An Evening with Graham Norton

Graham Norton interviewed by Konnie Huq
York Theatre Royal

Graham Norton Credit: York Theatre Royal

Who is the UK’s best ever talk show host? It’s a tricky question.

Michael Parkinson had some great interviews back in the day (David Niven, the philosopher Jacob Bronowski, Emu) but some of them make rather grim viewing in 2022 (his chauvinistic chat with Helen Mirren in 1975 leaps to mind). The recent death of the excellent Welsh broadcaster Mavis Nicholson has prompted audiences to seek out her old interviews online, the best of which (Toni Morrison and Lauren Bacall, for example) are terrifically insightful and illuminating.

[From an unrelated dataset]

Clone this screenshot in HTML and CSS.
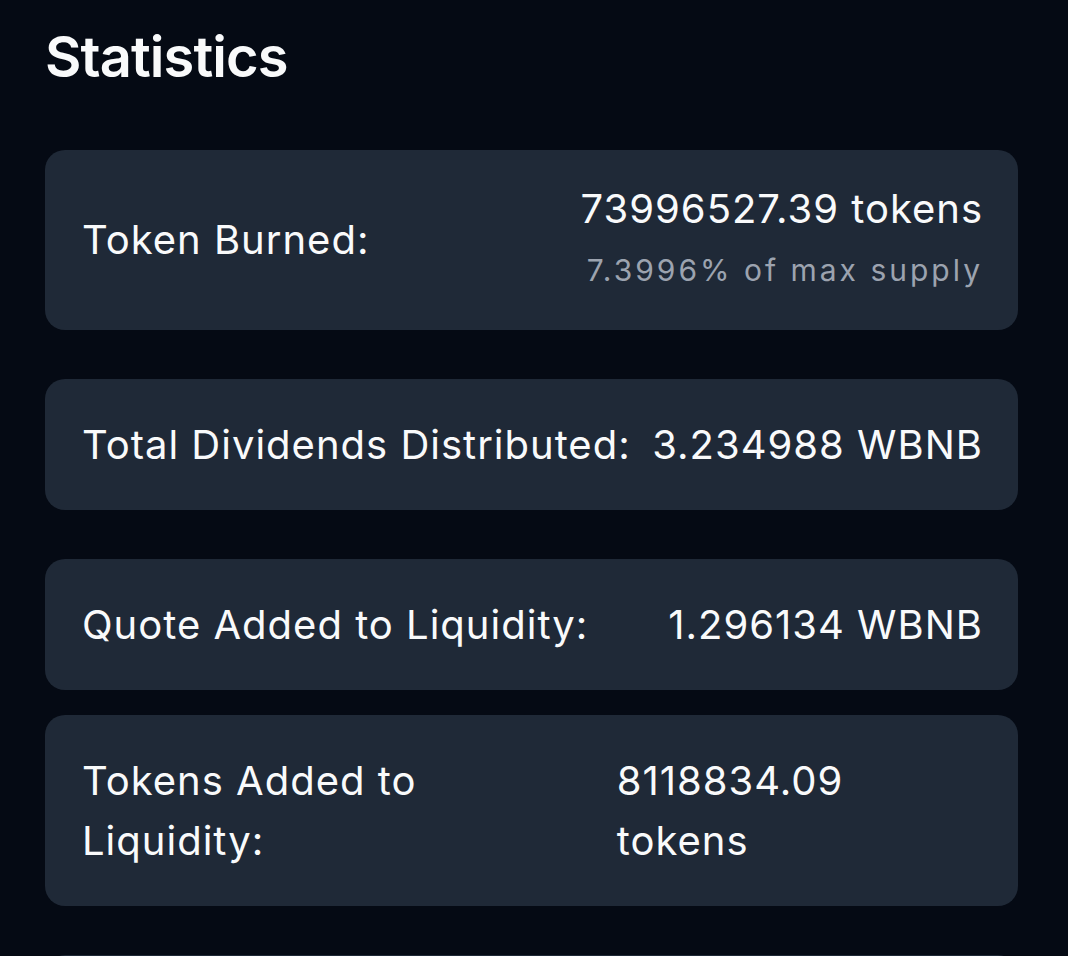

However, for pure entertainment value, Graham Norton would be my choice. After making his name with the Channel 4 programme So Graham Norton (1998–2002), where celebrity guests were invited to participate in all sorts of perverse silliness—Joan Collins gamely chatting on the phone to a masturbating glove fetishist, for example—Norton moved to the BBC in 2007 and hasn’t looked back since. After 20-plus years of broadcasting and eight BAFTAs, Norton has—dare I say it—become a national treasure.

To promote his fourth novel, Forever Home, Norton has embarked upon a brief tour of the UK, visiting York for the very first time. If you have already booked a ticket, then you can expect to watch an interview with him in the first half (with a different celebrity host for each venue), followed by a brief audience Q&A in the second.

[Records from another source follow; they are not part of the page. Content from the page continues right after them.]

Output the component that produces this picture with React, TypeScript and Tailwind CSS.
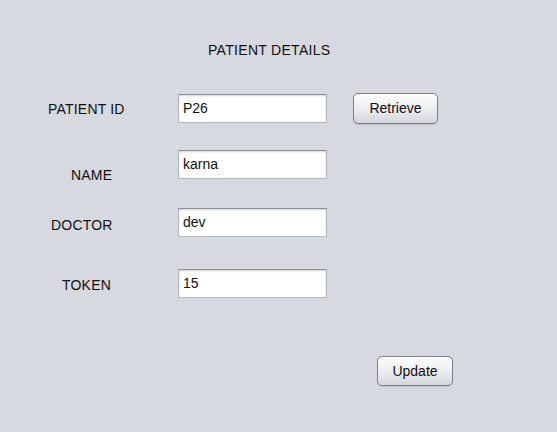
import React from 'react';

const fieldClass =
  'w-[149px] h-[29px] bg-white border border-[#b3b7be] border-t-[#8d929a] shadow-[inset_0_1px_2px_rgba(0,0,0,0.18)] pl-[4px] flex items-center leading-[17px]';

const buttonClass =
  'rounded-[5px] border border-[#7d828a] bg-gradient-to-b from-[#fdfdfe] via-[#eceef1] to-[#d3d6dc] shadow-[inset_0_1px_0_#ffffff,0_1px_1px_rgba(0,0,0,0.12)] flex items-center justify-center leading-[17px] text-[#111]';

function Field({ value }: { value: string }) {
  return <div className={fieldClass}>{value}</div>;
}

export default function App() {
  return (
    <div
      className="w-[557px] h-[432px] bg-[#d6d9df] text-[14px] text-[#111] overflow-hidden"
      style={{ fontFamily: '"Liberation Sans", Arial, sans-serif' }}
    >
      {/* Title */}
      <div className="pt-[42px] pl-[208px] leading-[17px] tracking-[0.3px]">PATIENT DETAILS</div>

      {/* Patient ID */}
      <div className="mt-[35px] flex items-start h-[29px]">
        <div className="w-[178px] pl-[48px] mt-[7px] leading-[17px] tracking-[0.2px]">PATIENT ID</div>
        <Field value="P26" />
        <button className={`${buttonClass} ml-[26px] -mt-[1px] w-[85px] h-[31px]`}>Retrieve</button>
      </div>

      {/* Name */}
      <div className="mt-[27px] flex items-start h-[29px]">
        <div className="w-[178px] pl-[71px] mt-[17px] leading-[17px] tracking-[0.2px]">NAME</div>
        <Field value="karna" />
      </div>

      {/* Doctor */}
      <div className="mt-[29px] flex items-start h-[29px]">
        <div className="w-[178px] pl-[51px] mt-[9px] leading-[17px] tracking-[0.2px]">DOCTOR</div>
        <Field value="dev" />
      </div>

      {/* Token */}
      <div className="mt-[32px] flex items-start h-[29px]">
        <div className="w-[178px] pl-[62px] mt-[8px] leading-[17px] tracking-[0.2px]">TOKEN</div>
        <Field value="15" />
      </div>

      {/* Update */}
      <div className="mt-[58px] pl-[377px]">
        <button className={`${buttonClass} w-[76px] h-[30px]`}>Update</button>
      </div>
    </div>
  );
}
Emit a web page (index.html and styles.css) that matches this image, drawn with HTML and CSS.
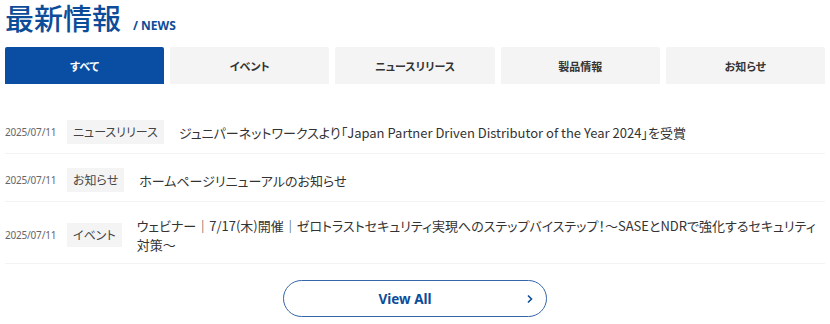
FILE: index.html
```html
<!DOCTYPE html>
<html lang="ja">
<head>
    <meta charset="UTF-8">
    <title>最新情報</title>
    <link rel="stylesheet" href="styles.css">
</head>
<body>
    <section class="news">
        <div class="news-head">
            <h1>最新情報</h1>
            <span class="news-sub">/ NEWS</span>
        </div>

        <ul class="tabs">
            <li class="tab active">すべて</li>
            <li class="tab">イベント</li>
            <li class="tab">ニュースリリース</li>
            <li class="tab">製品情報</li>
            <li class="tab">お知らせ</li>
        </ul>

        <ul class="news-list">
            <li class="news-item">
                <span class="date">2025/07/11</span>
                <span class="tag">ニュースリリース</span>
                <a class="title" href="#">ジュニパーネットワークスより「Japan Partner Driven Distributor of the Year 2024」を受賞</a>
            </li>
            <li class="news-item">
                <span class="date">2025/07/11</span>
                <span class="tag">お知らせ</span>
                <a class="title" href="#">ホームページリニューアルのお知らせ</a>
            </li>
            <li class="news-item">
                <span class="date">2025/07/11</span>
                <span class="tag">イベント</span>
                <a class="title" href="#">ウェビナー｜7/17(木)開催｜ゼロトラストセキュリティ実現へのステップバイステップ！～SASEとNDRで強化するセキュリティ対策～</a>
            </li>
        </ul>

        <div class="more">
            <a class="more-btn" href="#">
                View All
                <svg class="chev" width="8" height="10" viewBox="0 0 8 10"><path d="M2 1.5 L5.5 5 L2 8.5" fill="none" stroke="currentColor" stroke-width="1.6"/></svg>
            </a>
        </div>
    </section>
</body>
</html>
```

FILE: styles.css
```css
body {
    margin: 0;
    padding: 0 5px;
    background: #fff;
    font-family: "Noto Sans CJK JP", "Noto Sans", sans-serif;
    color: #333;
}

ul {
    list-style: none;
    margin: 0;
    padding: 0;
}

a {
    color: inherit;
    text-decoration: none;
}

.news {
    width: 820px;
}

.news-head {
    display: flex;
    align-items: baseline;
    gap: 12px;
    height: 40px;
}

.news-head h1 {
    margin: 0;
    font-size: 29px;
    line-height: 34px;
    font-weight: 500;
    color: #0d4c98;
}

.news-sub {
    font-family: "Noto Sans", sans-serif;
    font-size: 12px;
    font-weight: 700;
    color: #0d4c98;
}

.tabs {
    display: flex;
    gap: 6px;
    margin-top: 7px;
}

.tab {
    flex: 1;
    height: 37px;
    display: flex;
    align-items: center;
    justify-content: center;
    background: #f4f4f4;
    border-radius: 2px 2px 0 0;
    font-size: 11px;
    font-weight: 700;
    color: #333;
    font-feature-settings: "palt";
}

.tab.active {
    background: #0a4ea3;
    color: #fff;
}

.news-list {
    margin-top: 22px;
}

.news-item {
    display: flex;
    align-items: center;
    padding: 14px 0 9px;
    border-bottom: 1px solid #f3f3f3;
}

.date {
    flex: none;
    width: 62px;
    font-family: "Noto Sans", sans-serif;
    font-size: 10px;
    letter-spacing: -0.2px;
    color: #666;
}

.tag {
    flex: none;
    height: 24px;
    line-height: 24px;
    padding: 0 6px;
    margin-right: 15px;
    background: #f4f4f4;
    font-size: 12px;
    color: #444;
    font-feature-settings: "palt";
}

.title {
    font-size: 13px;
    line-height: 19px;
    color: #333;
    font-feature-settings: "palt";
}

.more {
    display: flex;
    justify-content: center;
    margin-top: 16px;
}

.more-btn {
    position: relative;
    width: 262px;
    height: 35px;
    display: flex;
    align-items: center;
    justify-content: center;
    border: 1.5px solid #3566a8;
    border-radius: 20px;
    font-family: "Noto Sans", sans-serif;
    font-size: 13.5px;
    font-weight: 700;
    color: #0d4c98;
    text-indent: -20px;
}

.chev {
    position: absolute;
    right: 12px;
    top: 13px;
}
```
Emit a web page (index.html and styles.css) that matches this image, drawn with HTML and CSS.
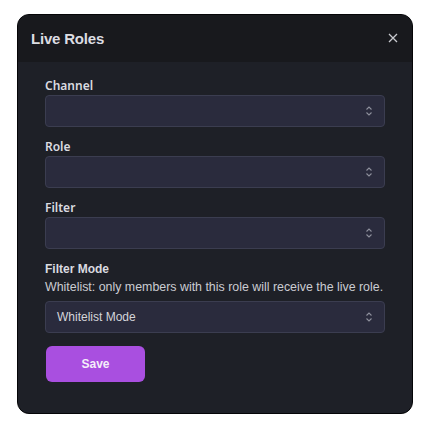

On this particular evening, however, Konnie Huq (best known for her eleven-year stint on Blue Peter) was running late due to train delays, meaning that the first hour was spent with the audience posing questions to the writer-broadcaster. Norton responded brilliantly to the last-minute change and spoke entertainingly about a wide range of subjects—Eurovision, Father Ted, his funniest guest (Miriam Margolyes), his worst guest (Harvey Weinstein), his controversial beard—before ending the first half with an anecdote involving his labradoodle and an errant condom.

During the second half, Huq probed Norton on his latest book, which sees him returning to rural Ireland—a place he knows well having grown up in County Cork. I must confess that I have not read any of his novels, but it was interesting to learn that they are so different from his public persona. Whereas Norton is famous for his innuendos, eye-catching outfits and celebrity interviews, his novels touch upon the tragedy and darkness of everyday life.

While I preferred the looseness of the first half to the more rigid structure of the second, it was still a great pleasure to see Graham Norton in person.